AIM: Transcribe the material in full. Nothing should differ except that the pictures are left out.

=== MATERIAL PROVIDED ===

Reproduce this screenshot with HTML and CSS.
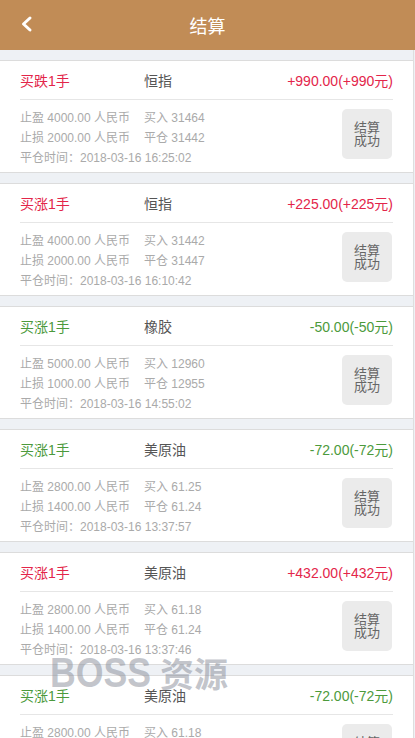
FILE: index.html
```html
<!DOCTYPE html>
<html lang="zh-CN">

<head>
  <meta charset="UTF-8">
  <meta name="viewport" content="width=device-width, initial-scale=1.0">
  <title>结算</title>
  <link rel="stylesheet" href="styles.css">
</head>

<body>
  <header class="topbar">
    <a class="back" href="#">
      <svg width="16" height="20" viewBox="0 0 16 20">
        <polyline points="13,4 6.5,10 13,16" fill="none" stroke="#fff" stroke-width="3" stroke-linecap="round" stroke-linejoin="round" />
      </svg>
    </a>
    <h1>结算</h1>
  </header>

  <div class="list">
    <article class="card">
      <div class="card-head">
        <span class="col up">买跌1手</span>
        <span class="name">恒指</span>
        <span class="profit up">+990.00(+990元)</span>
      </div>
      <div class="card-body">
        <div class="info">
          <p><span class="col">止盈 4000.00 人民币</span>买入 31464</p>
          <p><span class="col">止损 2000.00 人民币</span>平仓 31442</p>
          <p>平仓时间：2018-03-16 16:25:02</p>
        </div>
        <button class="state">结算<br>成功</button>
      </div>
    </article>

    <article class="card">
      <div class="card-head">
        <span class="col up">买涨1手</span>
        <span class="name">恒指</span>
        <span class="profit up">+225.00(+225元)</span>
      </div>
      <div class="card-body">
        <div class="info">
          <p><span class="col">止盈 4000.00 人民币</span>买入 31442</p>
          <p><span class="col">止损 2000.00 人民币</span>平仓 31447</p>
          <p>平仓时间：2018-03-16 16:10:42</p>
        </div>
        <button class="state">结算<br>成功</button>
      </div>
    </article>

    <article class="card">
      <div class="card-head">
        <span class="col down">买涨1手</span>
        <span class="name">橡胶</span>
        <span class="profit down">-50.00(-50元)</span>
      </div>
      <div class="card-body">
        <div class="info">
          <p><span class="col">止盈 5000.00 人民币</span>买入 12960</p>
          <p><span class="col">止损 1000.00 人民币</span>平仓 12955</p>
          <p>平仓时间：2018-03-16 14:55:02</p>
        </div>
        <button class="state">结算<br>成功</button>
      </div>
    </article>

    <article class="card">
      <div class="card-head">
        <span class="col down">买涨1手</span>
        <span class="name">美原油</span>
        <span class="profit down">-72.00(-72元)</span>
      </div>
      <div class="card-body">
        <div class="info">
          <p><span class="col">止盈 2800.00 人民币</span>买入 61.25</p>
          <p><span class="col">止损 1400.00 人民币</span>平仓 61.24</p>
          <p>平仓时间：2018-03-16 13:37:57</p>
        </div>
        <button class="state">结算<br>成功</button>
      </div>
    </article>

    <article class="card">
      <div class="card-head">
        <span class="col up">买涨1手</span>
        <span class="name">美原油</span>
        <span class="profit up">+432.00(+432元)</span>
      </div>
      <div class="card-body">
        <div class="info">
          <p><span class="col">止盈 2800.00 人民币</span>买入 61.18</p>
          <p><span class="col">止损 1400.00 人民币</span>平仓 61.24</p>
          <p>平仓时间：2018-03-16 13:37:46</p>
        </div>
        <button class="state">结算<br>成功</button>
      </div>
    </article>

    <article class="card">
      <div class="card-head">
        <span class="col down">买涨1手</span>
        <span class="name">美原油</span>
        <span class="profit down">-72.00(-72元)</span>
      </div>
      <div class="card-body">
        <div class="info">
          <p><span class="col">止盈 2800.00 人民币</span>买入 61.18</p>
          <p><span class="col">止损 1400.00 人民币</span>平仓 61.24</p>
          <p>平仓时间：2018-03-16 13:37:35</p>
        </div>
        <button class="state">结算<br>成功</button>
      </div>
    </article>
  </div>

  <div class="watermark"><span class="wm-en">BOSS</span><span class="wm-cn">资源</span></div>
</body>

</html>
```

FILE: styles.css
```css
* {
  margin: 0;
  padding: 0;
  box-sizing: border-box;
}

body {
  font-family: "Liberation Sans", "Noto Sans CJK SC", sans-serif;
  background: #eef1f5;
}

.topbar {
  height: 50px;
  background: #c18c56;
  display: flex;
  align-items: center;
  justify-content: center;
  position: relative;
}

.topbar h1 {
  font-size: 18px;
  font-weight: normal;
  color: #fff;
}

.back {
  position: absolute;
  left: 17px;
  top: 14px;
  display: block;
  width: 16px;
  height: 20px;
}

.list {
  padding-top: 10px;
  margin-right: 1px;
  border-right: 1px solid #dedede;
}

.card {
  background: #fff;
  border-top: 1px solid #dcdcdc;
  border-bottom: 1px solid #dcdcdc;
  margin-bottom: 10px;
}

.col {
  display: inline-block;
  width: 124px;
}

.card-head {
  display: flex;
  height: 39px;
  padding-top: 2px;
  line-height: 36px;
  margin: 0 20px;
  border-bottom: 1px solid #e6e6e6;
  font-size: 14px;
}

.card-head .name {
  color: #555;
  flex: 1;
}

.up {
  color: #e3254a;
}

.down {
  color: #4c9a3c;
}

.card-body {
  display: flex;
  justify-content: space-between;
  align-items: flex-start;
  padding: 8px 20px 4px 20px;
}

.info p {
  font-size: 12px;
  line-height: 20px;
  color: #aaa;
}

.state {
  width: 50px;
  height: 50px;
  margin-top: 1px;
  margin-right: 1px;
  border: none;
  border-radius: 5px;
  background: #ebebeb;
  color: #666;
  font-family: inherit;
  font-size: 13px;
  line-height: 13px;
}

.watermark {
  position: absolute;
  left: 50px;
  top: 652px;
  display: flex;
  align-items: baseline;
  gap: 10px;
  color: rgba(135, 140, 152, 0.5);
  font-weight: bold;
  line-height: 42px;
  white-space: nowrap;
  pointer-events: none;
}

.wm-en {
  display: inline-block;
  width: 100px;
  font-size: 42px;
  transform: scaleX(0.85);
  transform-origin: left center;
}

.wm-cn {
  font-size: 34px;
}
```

===

FULL SOLUTION:
Reproduce this screenshot with HTML and CSS.
FILE: index.html
```html
<!DOCTYPE html>
<html lang="zh-CN">

<head>
  <meta charset="UTF-8">
  <meta name="viewport" content="width=device-width, initial-scale=1.0">
  <title>结算</title>
  <link rel="stylesheet" href="styles.css">
</head>

<body>
  <header class="topbar">
    <a class="back" href="#">
      <svg width="16" height="20" viewBox="0 0 16 20">
        <polyline points="13,4 6.5,10 13,16" fill="none" stroke="#fff" stroke-width="3" stroke-linecap="round" stroke-linejoin="round" />
      </svg>
    </a>
    <h1>结算</h1>
  </header>

  <div class="list">
    <article class="card">
      <div class="card-head">
        <span class="col up">买跌1手</span>
        <span class="name">恒指</span>
        <span class="profit up">+990.00(+990元)</span>
      </div>
      <div class="card-body">
        <div class="info">
          <p><span class="col">止盈 4000.00 人民币</span>买入 31464</p>
          <p><span class="col">止损 2000.00 人民币</span>平仓 31442</p>
          <p>平仓时间：2018-03-16 16:25:02</p>
        </div>
        <button class="state">结算<br>成功</button>
      </div>
    </article>

    <article class="card">
      <div class="card-head">
        <span class="col up">买涨1手</span>
        <span class="name">恒指</span>
        <span class="profit up">+225.00(+225元)</span>
      </div>
      <div class="card-body">
        <div class="info">
          <p><span class="col">止盈 4000.00 人民币</span>买入 31442</p>
          <p><span class="col">止损 2000.00 人民币</span>平仓 31447</p>
          <p>平仓时间：2018-03-16 16:10:42</p>
        </div>
        <button class="state">结算<br>成功</button>
      </div>
    </article>

    <article class="card">
      <div class="card-head">
        <span class="col down">买涨1手</span>
        <span class="name">橡胶</span>
        <span class="profit down">-50.00(-50元)</span>
      </div>
      <div class="card-body">
        <div class="info">
          <p><span class="col">止盈 5000.00 人民币</span>买入 12960</p>
          <p><span class="col">止损 1000.00 人民币</span>平仓 12955</p>
          <p>平仓时间：2018-03-16 14:55:02</p>
        </div>
        <button class="state">结算<br>成功</button>
      </div>
    </article>

    <article class="card">
      <div class="card-head">
        <span class="col down">买涨1手</span>
        <span class="name">美原油</span>
        <span class="profit down">-72.00(-72元)</span>
      </div>
      <div class="card-body">
        <div class="info">
          <p><span class="col">止盈 2800.00 人民币</span>买入 61.25</p>
          <p><span class="col">止损 1400.00 人民币</span>平仓 61.24</p>
          <p>平仓时间：2018-03-16 13:37:57</p>
        </div>
        <button class="state">结算<br>成功</button>
      </div>
    </article>

    <article class="card">
      <div class="card-head">
        <span class="col up">买涨1手</span>
        <span class="name">美原油</span>
        <span class="profit up">+432.00(+432元)</span>
      </div>
      <div class="card-body">
        <div class="info">
          <p><span class="col">止盈 2800.00 人民币</span>买入 61.18</p>
          <p><span class="col">止损 1400.00 人民币</span>平仓 61.24</p>
          <p>平仓时间：2018-03-16 13:37:46</p>
        </div>
        <button class="state">结算<br>成功</button>
      </div>
    </article>

    <article class="card">
      <div class="card-head">
        <span class="col down">买涨1手</span>
        <span class="name">美原油</span>
        <span class="profit down">-72.00(-72元)</span>
      </div>
      <div class="card-body">
        <div class="info">
          <p><span class="col">止盈 2800.00 人民币</span>买入 61.18</p>
          <p><span class="col">止损 1400.00 人民币</span>平仓 61.24</p>
          <p>平仓时间：2018-03-16 13:37:35</p>
        </div>
        <button class="state">结算<br>成功</button>
      </div>
    </article>
  </div>

  <div class="watermark"><span class="wm-en">BOSS</span><span class="wm-cn">资源</span></div>
</body>

</html>
```

FILE: styles.css
```css
* {
  margin: 0;
  padding: 0;
  box-sizing: border-box;
}

body {
  font-family: "Liberation Sans", "Noto Sans CJK SC", sans-serif;
  background: #eef1f5;
}

.topbar {
  height: 50px;
  background: #c18c56;
  display: flex;
  align-items: center;
  justify-content: center;
  position: relative;
}

.topbar h1 {
  font-size: 18px;
  font-weight: normal;
  color: #fff;
}

.back {
  position: absolute;
  left: 17px;
  top: 14px;
  display: block;
  width: 16px;
  height: 20px;
}

.list {
  padding-top: 10px;
  margin-right: 1px;
  border-right: 1px solid #dedede;
}

.card {
  background: #fff;
  border-top: 1px solid #dcdcdc;
  border-bottom: 1px solid #dcdcdc;
  margin-bottom: 10px;
}

.col {
  display: inline-block;
  width: 124px;
}

.card-head {
  display: flex;
  height: 39px;
  padding-top: 2px;
  line-height: 36px;
  margin: 0 20px;
  border-bottom: 1px solid #e6e6e6;
  font-size: 14px;
}

.card-head .name {
  color: #555;
  flex: 1;
}

.up {
  color: #e3254a;
}

.down {
  color: #4c9a3c;
}

.card-body {
  display: flex;
  justify-content: space-between;
  align-items: flex-start;
  padding: 8px 20px 4px 20px;
}

.info p {
  font-size: 12px;
  line-height: 20px;
  color: #aaa;
}

.state {
  width: 50px;
  height: 50px;
  margin-top: 1px;
  margin-right: 1px;
  border: none;
  border-radius: 5px;
  background: #ebebeb;
  color: #666;
  font-family: inherit;
  font-size: 13px;
  line-height: 13px;
}

.watermark {
  position: absolute;
  left: 50px;
  top: 652px;
  display: flex;
  align-items: baseline;
  gap: 10px;
  color: rgba(135, 140, 152, 0.5);
  font-weight: bold;
  line-height: 42px;
  white-space: nowrap;
  pointer-events: none;
}

.wm-en {
  display: inline-block;
  width: 100px;
  font-size: 42px;
  transform: scaleX(0.85);
  transform-origin: left center;
}

.wm-cn {
  font-size: 34px;
}
```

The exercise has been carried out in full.